Wednesday, October 19, 2011

Noge: A Slice of Old Yokohama

Verbosity tends to be a natural by-product of any adventure with Ishii-san.  She chooses such interesting places with tantalizing histories that I never come home without a hundred photographs or a hankering to research the heck out of what she's shown me.  Right now I have no idea how many posts today's outing to Yokohama's Noge neighborhood will demand but I know it will be more than two.

Our adventure started out as a simple quest for pie. Ishii-san wanted to visit that pie shop adjacent to Sakuragicho station where the Ancient Mariner, College Boy, and I infamously sampled five different wedges a few months back.  But we couldn't just make a beeline for dessert.  Absolutely not.  We were going to earn our pie wedges.

Sometimes I think Ishii-san might be my mother reincarnated.  Maybe that's why I'm so fond of her.

She decided we would visit the pie shop via Yokohama's most famous temple and most famous shrine.  We hopped off the express train in Kamiooka and dashed across the platform to a local train going in the same direction, toward central Yokohama.  Disembarking at Hinedoche station, just a few stops up the line, we started walking toward Landmark Tower.

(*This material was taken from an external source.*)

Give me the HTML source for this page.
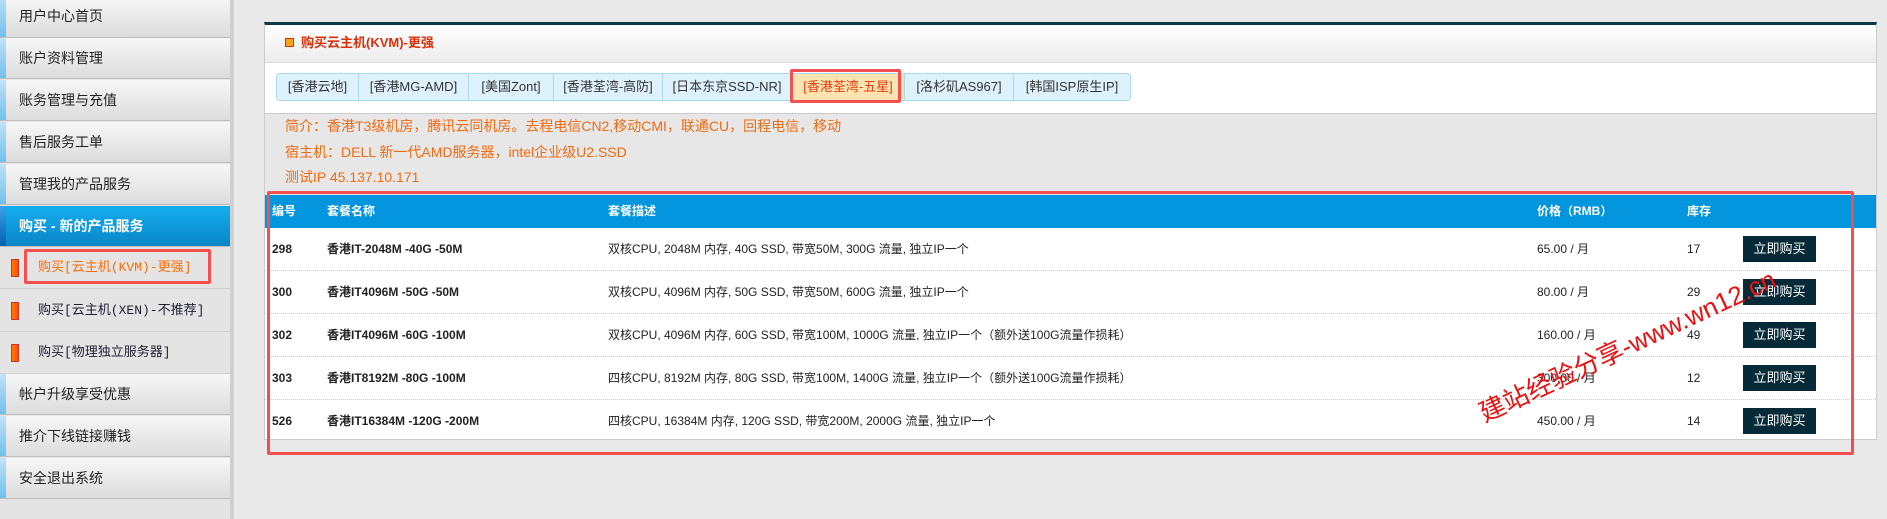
<!DOCTYPE html>
<html><head><meta charset="utf-8"><style>
*{margin:0;padding:0;box-sizing:border-box}
body{width:1887px;height:519px;overflow:hidden;background:#e9e9e9;font-family:"Liberation Sans","Noto Sans CJK SC",sans-serif;position:relative}
.sb{position:absolute;left:0;top:0;width:234px;height:519px;background:#e4e4e4;border-right:4px solid #cfcfcf}
.it{position:absolute;left:0;width:230px;height:41px;background:linear-gradient(#f7f7f7,#dcdcdc);border-bottom:1px solid #bdbdbd;font-size:14px;color:#222;line-height:41px;padding-left:19px}
.it:before{content:"";position:absolute;left:0;top:0;width:6px;height:100%;background:linear-gradient(#bfe3f7,#6fc0ec)}
.act{background:linear-gradient(#14aef0,#0a86c6);color:#fff;font-weight:bold}
.act:before{background:linear-gradient(#3aa0e8,#0560b0)}
.sub{position:absolute;left:0;width:230px;height:42px;font-size:13px;color:#223;line-height:42px;padding-left:38px;border-bottom:1px solid #cfcfcf;font-family:"Liberation Mono","Noto Sans CJK SC",monospace}
.sub i{position:absolute;left:11px;top:12px;width:8px;height:18px;background:linear-gradient(90deg,#ff7a00,#ff4d00);border:1px solid #c33}
.panel{position:absolute;left:264px;top:22px;width:1613px;height:418px;background:#fff;border-top:3px solid #0d3a48;border-left:1px solid #ccc;border-right:1px solid #ccc;border-bottom:1px solid #ccc}
.hd{height:38px;background:linear-gradient(#fff,#ececec);border-bottom:1px solid #ddd;font-size:13px;font-weight:bold;color:#d9300a;line-height:36px;padding-left:36px;position:relative}
.hd i{position:absolute;left:20px;top:13px;width:9px;height:9px;border:1px solid #d9300a;background:#f9a21b}
.tabs{position:absolute;left:11px;top:48px;height:28px;display:flex;border:1px solid #a9d8f0;border-radius:4px;background:#def2fd}
.tabs span{font-size:13px;color:#333;line-height:26px;padding:0 0;text-align:center;border-right:1px solid #a9d8f0}
.intro{position:absolute;left:0;top:88px;width:1611px;height:82px;background:#e7e7e7;border-top:1px solid #ccc;color:#f26a10;font-size:14px;padding-left:20px}
.intro div{height:25.5px;line-height:25px}
.th{position:absolute;left:0;top:170px;width:1611px;height:33px;background:#0396de;color:#fff;font-weight:bold;font-size:12px;line-height:32px}
.row{position:absolute;left:0;width:1611px;height:43px;border-bottom:1px dotted #ccc;font-size:12px;color:#222;line-height:43px}
.c{position:absolute;top:0}
.b{font-weight:bold}
.btn{position:absolute;left:1478px;top:8px;width:73px;height:26px;background:#062a38;color:#fff;font-size:13px;line-height:26px;text-align:center}
.red{position:absolute;border:3px solid #f25050;border-radius:2px}
.wm{position:absolute;left:1487px;top:398px;height:30px;line-height:30px;transform:rotate(-25deg);transform-origin:0 100%;color:#ec1010;font-size:26px;white-space:nowrap;font-family:"Liberation Sans","Noto Sans CJK SC",sans-serif}
</style></head><body>
<div class="sb">
<div class="it" style="top:-4px;height:42px;line-height:40px">用户中心首页</div>
<div class="it" style="top:38px">账户资料管理</div>
<div class="it" style="top:80px">账务管理与充值</div>
<div class="it" style="top:122px">售后服务工单</div>
<div class="it" style="top:164px">管理我的产品服务</div>
<div class="it act" style="top:206px">购买 - 新的产品服务</div>
<div class="sub" style="top:247px;color:#ff6a00"><i></i>购买[云主机(KVM)-更强]</div>
<div class="sub" style="top:290px"><i></i>购买[云主机(XEN)-不推荐]</div>
<div class="sub" style="top:332px"><i></i>购买[物理独立服务器]</div>
<div class="it" style="top:374px">帐户升级享受优惠</div>
<div class="it" style="top:416px">推介下线链接赚钱</div>
<div class="it" style="top:458px">安全退出系统</div>
</div>
<div class="red" style="left:24px;top:249px;width:187px;height:35px"></div>
<div class="panel">
<div class="hd"><i></i>购买云主机(KVM)-更强</div>
<div class="tabs">
<span style="width:82px">[香港云地]</span>
<span style="width:110px">[香港MG-AMD]</span>
<span style="width:85px">[美国Zont]</span>
<span style="width:109px">[香港荃湾-高防]</span>
<span style="width:129px">[日本东京SSD-NR]</span>
<span style="width:113px;background:#ffe3b0;color:#e43a10">[香港荃湾-五星]</span>
<span style="width:109px">[洛杉矶AS967]</span>
<span style="width:116px;border-right:none">[韩国ISP原生IP]</span>
</div>
<div class="intro"><div>简介：香港T3级机房，腾讯云同机房。去程电信CN2,移动CMI，联通CU，回程电信，移动</div><div>宿主机：DELL 新一代AMD服务器，intel企业级U2.SSD</div><div>测试IP 45.137.10.171</div></div>
<div class="th"><span class="c" style="left:7px">编号</span><span class="c" style="left:62px">套餐名称</span><span class="c" style="left:343px">套餐描述</span><span class="c" style="left:1272px">价格（RMB）</span><span class="c" style="left:1422px">库存</span></div>
<div class="row" style="top:203px"><span class="c b" style="left:7px">298</span><span class="c b" style="left:62px">香港IT-2048M -40G -50M</span><span class="c" style="left:343px">双核CPU, 2048M 内存, 40G SSD, 带宽50M, 300G 流量, 独立IP一个</span><span class="c" style="left:1272px">65.00 / 月</span><span class="c" style="left:1422px">17</span><div class="btn">立即购买</div></div>
<div class="row" style="top:246px"><span class="c b" style="left:7px">300</span><span class="c b" style="left:62px">香港IT4096M -50G -50M</span><span class="c" style="left:343px">双核CPU, 4096M 内存, 50G SSD, 带宽50M, 600G 流量, 独立IP一个</span><span class="c" style="left:1272px">80.00 / 月</span><span class="c" style="left:1422px">29</span><div class="btn">立即购买</div></div>
<div class="row" style="top:289px"><span class="c b" style="left:7px">302</span><span class="c b" style="left:62px">香港IT4096M -60G -100M</span><span class="c" style="left:343px">双核CPU, 4096M 内存, 60G SSD, 带宽100M, 1000G 流量, 独立IP一个（额外送100G流量作损耗）</span><span class="c" style="left:1272px">160.00 / 月</span><span class="c" style="left:1422px">49</span><div class="btn">立即购买</div></div>
<div class="row" style="top:332px"><span class="c b" style="left:7px">303</span><span class="c b" style="left:62px">香港IT8192M -80G -100M</span><span class="c" style="left:343px">四核CPU, 8192M 内存, 80G SSD, 带宽100M, 1400G 流量, 独立IP一个（额外送100G流量作损耗）</span><span class="c" style="left:1272px">300.00 / 月</span><span class="c" style="left:1422px">12</span><div class="btn">立即购买</div></div>
<div class="row" style="top:375px;border-bottom:none"><span class="c b" style="left:7px">526</span><span class="c b" style="left:62px">香港IT16384M -120G -200M</span><span class="c" style="left:343px">四核CPU, 16384M 内存, 120G SSD, 带宽200M, 2000G 流量, 独立IP一个</span><span class="c" style="left:1272px">450.00 / 月</span><span class="c" style="left:1422px">14</span><div class="btn">立即购买</div></div>
</div>
<div class="red" style="left:267px;top:191px;width:1587px;height:264px"></div>
<div class="red" style="left:790px;top:69px;width:111px;height:34px"></div>
<div class="wm">建站经验分享-www.wn12.cn</div>
</body></html>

Just when things were starting to look familiar -- "This is the same route Kaji-san took to the Yokohama Quilt Show last November, when I first saw the pie shop!" -- we turned left into a narrow lane and then left again into a slightly less narrow lane.  Straight ahead of us was Enmei-in, also called Narita-san Yokohama Temple since it's a sister temple of Chiba Prefecture's Narita Shinsoji Temple which is a major temple of the Buddhist Shingon sect.  Local residents call it Nogeyama Fudoson which I'm betting loosely translates to "at the top of Heart Attack Hill in Noge".

Ishii-san ponders the fork in the road

We could have marched straight up those cement steps to the temple but chose the scenic route through the door on the left instead.  The scenic route offers a staged ascent past fascinating lava outcroppings and scores of very old statues and tablets.  A great deal of red paint is in evidence, probably to make the inscriptions easier to read (assuming, of course, that one can read Japanese). 

The temple was originally built in 1870 in Ota-mura and was moved to its present hilltop location in 1893.  According to every description in English I managed to find, people visit this temple to ward off evils and bad omens and bring about better fortune and career promotions. The torii near the pond at the base of the hill  and the statues, especially the main statue - Fudomyoo -- are thought to be the main attractions.

Yet it was the Jizo statues that captured my attention and heart.  How is no one has mentioned them?  This Bosatsu, known in Japan as as O-Jizo-Sama or Jizo-san, is the patron of children, expectant mothers, firemen, travelers, pilgrims and aborted or miscarried babies.  I never expected to see a Jizo display to rival the one at Hase-dera in Kamakura but Enmei-in absolutely takes the prize.


An elderly woman chanted a prayer while ladling water over the stone heads of three infants clambering up this statue in an alcove decorated with colorful pinwheels. Ishii-san supposes the lady lost a baby. I feel so sad but I can't stop watching the woman. I want to pray with her. I want to know if she's praying for her child, grandchild, or great-grandchild.

We move along to the other small shrines arranged along the sidewalk in front of the temple and the elderly woman seems to be following us. She tosses a coin in the money box at each altar and says another prayer. She does not seem the least bit bothered by our presence.

One of the small shrines holds a display of six Jizo. Ishii-san tells me that each of these is assigned to one of the six realms of existence.  Buddhists believe that all living beings are born into one of these six realms and are doomed to death and rebirth in a recurring cycle unless they can break free from desire and attain enlightenment.  Jizo vowed to relieve the suffering souls in each realm and this is why they are often shown in groups of six (Roku Jizo).


The six realms, from worst to best, are:  hell, hungry ghosts, animals, bellicose demons, humans,and heavenly beings.

Worship of the Six Jizō can be traced back to the 11th century in Japan, and specifically to the Shingon sect, but this grouping has no basis in Mahayana scripture or in the writings of Buddhist clergy.